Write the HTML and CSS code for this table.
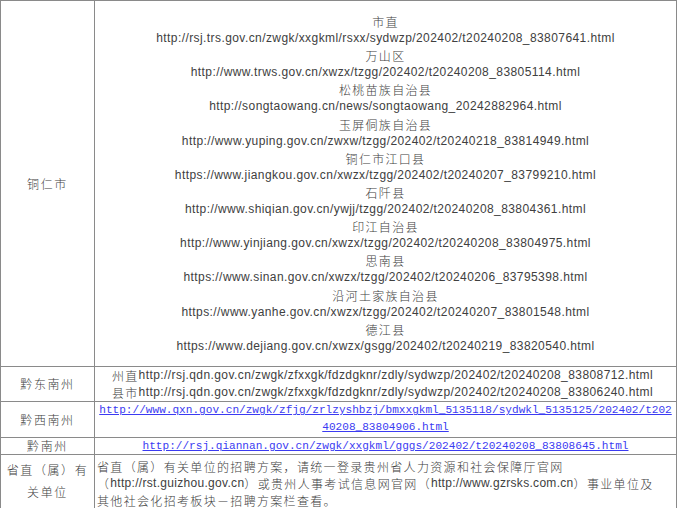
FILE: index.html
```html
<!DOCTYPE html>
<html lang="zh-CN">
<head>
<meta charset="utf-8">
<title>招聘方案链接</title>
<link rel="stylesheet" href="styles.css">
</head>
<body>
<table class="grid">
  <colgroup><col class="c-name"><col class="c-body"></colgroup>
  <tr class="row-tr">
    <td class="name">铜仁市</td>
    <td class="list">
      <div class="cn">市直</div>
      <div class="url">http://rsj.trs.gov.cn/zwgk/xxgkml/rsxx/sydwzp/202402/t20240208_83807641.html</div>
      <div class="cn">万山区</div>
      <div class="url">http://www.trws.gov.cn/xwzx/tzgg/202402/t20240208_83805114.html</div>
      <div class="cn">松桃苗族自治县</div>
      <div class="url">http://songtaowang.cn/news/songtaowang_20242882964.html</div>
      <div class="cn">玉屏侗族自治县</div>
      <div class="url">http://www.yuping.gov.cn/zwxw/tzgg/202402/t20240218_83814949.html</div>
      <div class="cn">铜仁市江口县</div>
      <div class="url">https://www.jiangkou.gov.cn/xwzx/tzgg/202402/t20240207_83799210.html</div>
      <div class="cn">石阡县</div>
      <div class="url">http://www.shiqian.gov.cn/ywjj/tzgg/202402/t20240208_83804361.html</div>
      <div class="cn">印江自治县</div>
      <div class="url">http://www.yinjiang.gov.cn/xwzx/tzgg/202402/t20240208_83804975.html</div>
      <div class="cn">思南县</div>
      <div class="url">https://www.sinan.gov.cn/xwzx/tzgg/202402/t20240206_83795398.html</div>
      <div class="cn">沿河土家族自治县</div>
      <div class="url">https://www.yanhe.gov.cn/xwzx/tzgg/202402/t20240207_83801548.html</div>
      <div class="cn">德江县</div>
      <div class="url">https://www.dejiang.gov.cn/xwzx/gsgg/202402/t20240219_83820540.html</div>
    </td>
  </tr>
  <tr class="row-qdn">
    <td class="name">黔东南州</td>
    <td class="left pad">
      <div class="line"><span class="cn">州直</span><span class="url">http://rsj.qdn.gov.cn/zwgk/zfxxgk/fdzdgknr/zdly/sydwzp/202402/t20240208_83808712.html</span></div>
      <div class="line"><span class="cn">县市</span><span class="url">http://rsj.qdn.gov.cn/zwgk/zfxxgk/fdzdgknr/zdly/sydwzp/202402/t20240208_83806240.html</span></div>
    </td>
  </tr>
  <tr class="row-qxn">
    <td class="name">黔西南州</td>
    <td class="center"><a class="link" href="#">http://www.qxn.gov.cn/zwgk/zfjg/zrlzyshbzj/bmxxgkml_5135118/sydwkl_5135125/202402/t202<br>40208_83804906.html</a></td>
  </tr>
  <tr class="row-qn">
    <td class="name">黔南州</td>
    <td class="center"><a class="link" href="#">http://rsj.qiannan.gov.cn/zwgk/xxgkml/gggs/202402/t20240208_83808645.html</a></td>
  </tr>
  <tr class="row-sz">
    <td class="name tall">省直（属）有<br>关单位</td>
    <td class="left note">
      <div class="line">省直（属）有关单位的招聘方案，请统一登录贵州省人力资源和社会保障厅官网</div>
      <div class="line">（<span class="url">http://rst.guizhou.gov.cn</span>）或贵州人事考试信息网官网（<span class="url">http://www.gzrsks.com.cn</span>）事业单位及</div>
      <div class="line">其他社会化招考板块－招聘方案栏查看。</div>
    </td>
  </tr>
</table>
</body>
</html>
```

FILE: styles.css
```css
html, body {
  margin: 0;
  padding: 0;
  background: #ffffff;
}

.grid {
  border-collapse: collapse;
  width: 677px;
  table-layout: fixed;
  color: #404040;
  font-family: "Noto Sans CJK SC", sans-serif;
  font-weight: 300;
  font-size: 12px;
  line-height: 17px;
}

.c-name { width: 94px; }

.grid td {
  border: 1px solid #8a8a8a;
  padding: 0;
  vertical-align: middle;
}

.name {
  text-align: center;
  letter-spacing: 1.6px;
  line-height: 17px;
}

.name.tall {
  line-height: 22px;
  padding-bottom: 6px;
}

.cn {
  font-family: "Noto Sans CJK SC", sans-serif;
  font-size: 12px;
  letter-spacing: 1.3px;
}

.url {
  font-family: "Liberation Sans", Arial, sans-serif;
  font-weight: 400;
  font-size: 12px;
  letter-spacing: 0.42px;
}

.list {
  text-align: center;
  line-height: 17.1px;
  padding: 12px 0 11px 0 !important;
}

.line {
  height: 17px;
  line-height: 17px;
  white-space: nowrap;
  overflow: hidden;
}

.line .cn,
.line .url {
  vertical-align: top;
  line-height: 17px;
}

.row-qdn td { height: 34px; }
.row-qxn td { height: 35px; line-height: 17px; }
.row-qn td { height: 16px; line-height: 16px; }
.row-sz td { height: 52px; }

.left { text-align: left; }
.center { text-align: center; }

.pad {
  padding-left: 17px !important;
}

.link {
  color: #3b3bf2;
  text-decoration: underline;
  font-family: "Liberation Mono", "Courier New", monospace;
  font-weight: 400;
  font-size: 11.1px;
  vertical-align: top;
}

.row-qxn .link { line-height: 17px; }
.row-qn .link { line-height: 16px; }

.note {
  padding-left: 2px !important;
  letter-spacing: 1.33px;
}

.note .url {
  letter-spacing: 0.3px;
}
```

#####

What the task requires:
Transcribe each line above verbatim, with the pictures left out.

Written reply:
Write the HTML and CSS code for this table.
FILE: index.html
```html
<!DOCTYPE html>
<html lang="zh-CN">
<head>
<meta charset="utf-8">
<title>招聘方案链接</title>
<link rel="stylesheet" href="styles.css">
</head>
<body>
<table class="grid">
  <colgroup><col class="c-name"><col class="c-body"></colgroup>
  <tr class="row-tr">
    <td class="name">铜仁市</td>
    <td class="list">
      <div class="cn">市直</div>
      <div class="url">http://rsj.trs.gov.cn/zwgk/xxgkml/rsxx/sydwzp/202402/t20240208_83807641.html</div>
      <div class="cn">万山区</div>
      <div class="url">http://www.trws.gov.cn/xwzx/tzgg/202402/t20240208_83805114.html</div>
      <div class="cn">松桃苗族自治县</div>
      <div class="url">http://songtaowang.cn/news/songtaowang_20242882964.html</div>
      <div class="cn">玉屏侗族自治县</div>
      <div class="url">http://www.yuping.gov.cn/zwxw/tzgg/202402/t20240218_83814949.html</div>
      <div class="cn">铜仁市江口县</div>
      <div class="url">https://www.jiangkou.gov.cn/xwzx/tzgg/202402/t20240207_83799210.html</div>
      <div class="cn">石阡县</div>
      <div class="url">http://www.shiqian.gov.cn/ywjj/tzgg/202402/t20240208_83804361.html</div>
      <div class="cn">印江自治县</div>
      <div class="url">http://www.yinjiang.gov.cn/xwzx/tzgg/202402/t20240208_83804975.html</div>
      <div class="cn">思南县</div>
      <div class="url">https://www.sinan.gov.cn/xwzx/tzgg/202402/t20240206_83795398.html</div>
      <div class="cn">沿河土家族自治县</div>
      <div class="url">https://www.yanhe.gov.cn/xwzx/tzgg/202402/t20240207_83801548.html</div>
      <div class="cn">德江县</div>
      <div class="url">https://www.dejiang.gov.cn/xwzx/gsgg/202402/t20240219_83820540.html</div>
    </td>
  </tr>
  <tr class="row-qdn">
    <td class="name">黔东南州</td>
    <td class="left pad">
      <div class="line"><span class="cn">州直</span><span class="url">http://rsj.qdn.gov.cn/zwgk/zfxxgk/fdzdgknr/zdly/sydwzp/202402/t20240208_83808712.html</span></div>
      <div class="line"><span class="cn">县市</span><span class="url">http://rsj.qdn.gov.cn/zwgk/zfxxgk/fdzdgknr/zdly/sydwzp/202402/t20240208_83806240.html</span></div>
    </td>
  </tr>
  <tr class="row-qxn">
    <td class="name">黔西南州</td>
    <td class="center"><a class="link" href="#">http://www.qxn.gov.cn/zwgk/zfjg/zrlzyshbzj/bmxxgkml_5135118/sydwkl_5135125/202402/t202<br>40208_83804906.html</a></td>
  </tr>
  <tr class="row-qn">
    <td class="name">黔南州</td>
    <td class="center"><a class="link" href="#">http://rsj.qiannan.gov.cn/zwgk/xxgkml/gggs/202402/t20240208_83808645.html</a></td>
  </tr>
  <tr class="row-sz">
    <td class="name tall">省直（属）有<br>关单位</td>
    <td class="left note">
      <div class="line">省直（属）有关单位的招聘方案，请统一登录贵州省人力资源和社会保障厅官网</div>
      <div class="line">（<span class="url">http://rst.guizhou.gov.cn</span>）或贵州人事考试信息网官网（<span class="url">http://www.gzrsks.com.cn</span>）事业单位及</div>
      <div class="line">其他社会化招考板块－招聘方案栏查看。</div>
    </td>
  </tr>
</table>
</body>
</html>
```

FILE: styles.css
```css
html, body {
  margin: 0;
  padding: 0;
  background: #ffffff;
}

.grid {
  border-collapse: collapse;
  width: 677px;
  table-layout: fixed;
  color: #404040;
  font-family: "Noto Sans CJK SC", sans-serif;
  font-weight: 300;
  font-size: 12px;
  line-height: 17px;
}

.c-name { width: 94px; }

.grid td {
  border: 1px solid #8a8a8a;
  padding: 0;
  vertical-align: middle;
}

.name {
  text-align: center;
  letter-spacing: 1.6px;
  line-height: 17px;
}

.name.tall {
  line-height: 22px;
  padding-bottom: 6px;
}

.cn {
  font-family: "Noto Sans CJK SC", sans-serif;
  font-size: 12px;
  letter-spacing: 1.3px;
}

.url {
  font-family: "Liberation Sans", Arial, sans-serif;
  font-weight: 400;
  font-size: 12px;
  letter-spacing: 0.42px;
}

.list {
  text-align: center;
  line-height: 17.1px;
  padding: 12px 0 11px 0 !important;
}

.line {
  height: 17px;
  line-height: 17px;
  white-space: nowrap;
  overflow: hidden;
}

.line .cn,
.line .url {
  vertical-align: top;
  line-height: 17px;
}

.row-qdn td { height: 34px; }
.row-qxn td { height: 35px; line-height: 17px; }
.row-qn td { height: 16px; line-height: 16px; }
.row-sz td { height: 52px; }

.left { text-align: left; }
.center { text-align: center; }

.pad {
  padding-left: 17px !important;
}

.link {
  color: #3b3bf2;
  text-decoration: underline;
  font-family: "Liberation Mono", "Courier New", monospace;
  font-weight: 400;
  font-size: 11.1px;
  vertical-align: top;
}

.row-qxn .link { line-height: 17px; }
.row-qn .link { line-height: 16px; }

.note {
  padding-left: 2px !important;
  letter-spacing: 1.33px;
}

.note .url {
  letter-spacing: 0.3px;
}
```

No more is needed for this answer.